En Italie, le contralto di livello était très général au moyen âge, et il existe encore dans plusieurs provinces, notamment dans la Lombardie et la Toscane. Dans d’anciens documens du VIe au XIIIe siècle, on voit souvent figurer les libellarii. Les règles principales du contrat datent, croit M. Jacini, du temps de l’empire romain. M. Roscher en trouve l’origine dans l’emphytéose, que le moyen âge emprunta au droit romain. Aliéner un immeuble dont on ne pouvait tirer parti à des cultivateurs qui s’engageaient à le faire valoir moyennant une rente fixe ou canon et le paiement de certains droits, laudemii, en cas de transmission, c’était un contrat avantageux aux deux parties, et il n’est pas étonnant qu’au moyen âge les grands propriétaires, qui manquaient de capitaux et de fermiers pour exploiter leurs vastes domaines, aient eu recours à ce moyen de s’assurer un revenu parfaitement garanti.
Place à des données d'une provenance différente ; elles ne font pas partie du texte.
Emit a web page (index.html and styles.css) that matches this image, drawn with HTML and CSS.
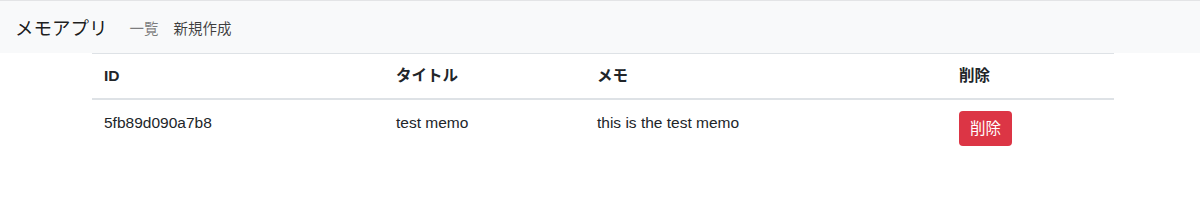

Aujourd’hui les livelli tendent à disparaître en Italie, d’abord parce qu’ici, comme en Portugal, la législation civile et les tribunaux sont hostiles à ces rentes perpétuelles, qui rappellent, dit-on, les droits féodaux, — en second lieu parce que le régime de la pleine propriété paraît désormais seul rationnel, et qu’on supporte difficilement tout ce qui le restreint. Le beklem-regt, qui est général dans la province néerlandaise de Groningue[1], est entièrement semblable à l’aforamento portugais. C’est une preuve de plus à l’appui de cette remarque de Tocqueville qu’au moyen âge, sous les dehors d’une grande diversité, les coutumes étaient au fond partout les mêmes. Pour que le beklem-regt et l’aforamento présentent aujourd’hui des caractères

  1. Pour les détails, voyez mon Essai sur l’économie rurale de la Néerlande.